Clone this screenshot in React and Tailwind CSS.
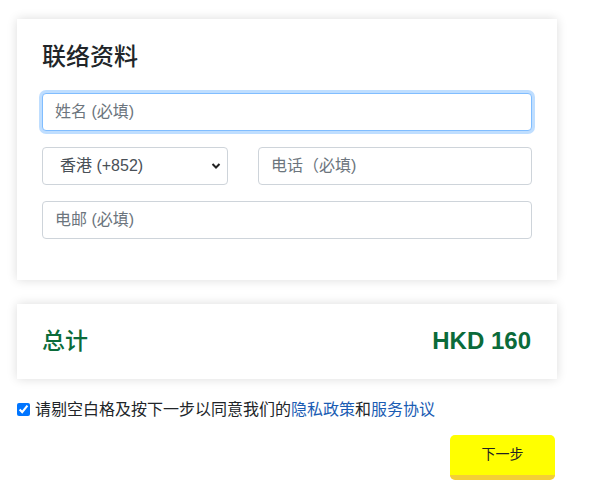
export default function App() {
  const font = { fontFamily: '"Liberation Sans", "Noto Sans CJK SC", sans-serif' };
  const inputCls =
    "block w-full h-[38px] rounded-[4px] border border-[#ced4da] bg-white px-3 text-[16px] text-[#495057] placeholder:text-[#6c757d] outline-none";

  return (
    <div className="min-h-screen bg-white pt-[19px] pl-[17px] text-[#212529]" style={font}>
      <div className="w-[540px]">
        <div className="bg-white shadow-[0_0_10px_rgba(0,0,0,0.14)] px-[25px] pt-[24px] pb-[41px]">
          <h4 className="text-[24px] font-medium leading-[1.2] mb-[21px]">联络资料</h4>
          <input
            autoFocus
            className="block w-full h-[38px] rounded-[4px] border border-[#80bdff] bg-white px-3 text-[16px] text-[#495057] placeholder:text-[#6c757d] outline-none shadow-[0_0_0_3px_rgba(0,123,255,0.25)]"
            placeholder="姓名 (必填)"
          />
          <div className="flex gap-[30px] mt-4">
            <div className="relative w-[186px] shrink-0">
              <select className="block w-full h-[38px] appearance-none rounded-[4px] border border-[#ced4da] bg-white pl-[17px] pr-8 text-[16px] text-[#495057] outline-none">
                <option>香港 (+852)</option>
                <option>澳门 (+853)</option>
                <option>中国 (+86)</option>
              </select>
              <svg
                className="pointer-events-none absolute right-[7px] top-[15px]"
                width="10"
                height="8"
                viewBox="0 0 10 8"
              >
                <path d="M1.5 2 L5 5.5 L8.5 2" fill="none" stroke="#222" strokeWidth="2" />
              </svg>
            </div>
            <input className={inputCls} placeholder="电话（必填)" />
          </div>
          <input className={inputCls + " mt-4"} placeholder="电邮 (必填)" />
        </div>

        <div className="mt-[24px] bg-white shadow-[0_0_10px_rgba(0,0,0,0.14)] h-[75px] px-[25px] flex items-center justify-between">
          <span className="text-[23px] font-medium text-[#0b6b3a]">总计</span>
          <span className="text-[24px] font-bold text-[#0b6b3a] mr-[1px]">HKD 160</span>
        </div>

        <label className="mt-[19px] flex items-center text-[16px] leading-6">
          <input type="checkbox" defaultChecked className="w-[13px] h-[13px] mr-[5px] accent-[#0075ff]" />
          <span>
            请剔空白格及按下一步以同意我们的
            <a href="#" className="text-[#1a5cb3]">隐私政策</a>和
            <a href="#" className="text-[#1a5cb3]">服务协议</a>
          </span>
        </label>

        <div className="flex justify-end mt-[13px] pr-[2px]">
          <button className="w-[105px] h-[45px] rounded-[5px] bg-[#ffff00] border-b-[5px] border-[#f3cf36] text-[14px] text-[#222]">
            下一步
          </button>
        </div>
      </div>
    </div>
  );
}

Problem: Pictures are excluded; extract exactly the lines from the start of the data through the line that holds "border-[#ced4da] bg-white px-3", both ends included.

Task solution:
Clone this screenshot in React and Tailwind CSS.
export default function App() {
  const font = { fontFamily: '"Liberation Sans", "Noto Sans CJK SC", sans-serif' };
  const inputCls =
    "block w-full h-[38px] rounded-[4px] border border-[#ced4da] bg-white px-3 text-[16px] text-[#495057] placeholder:text-[#6c757d] outline-none";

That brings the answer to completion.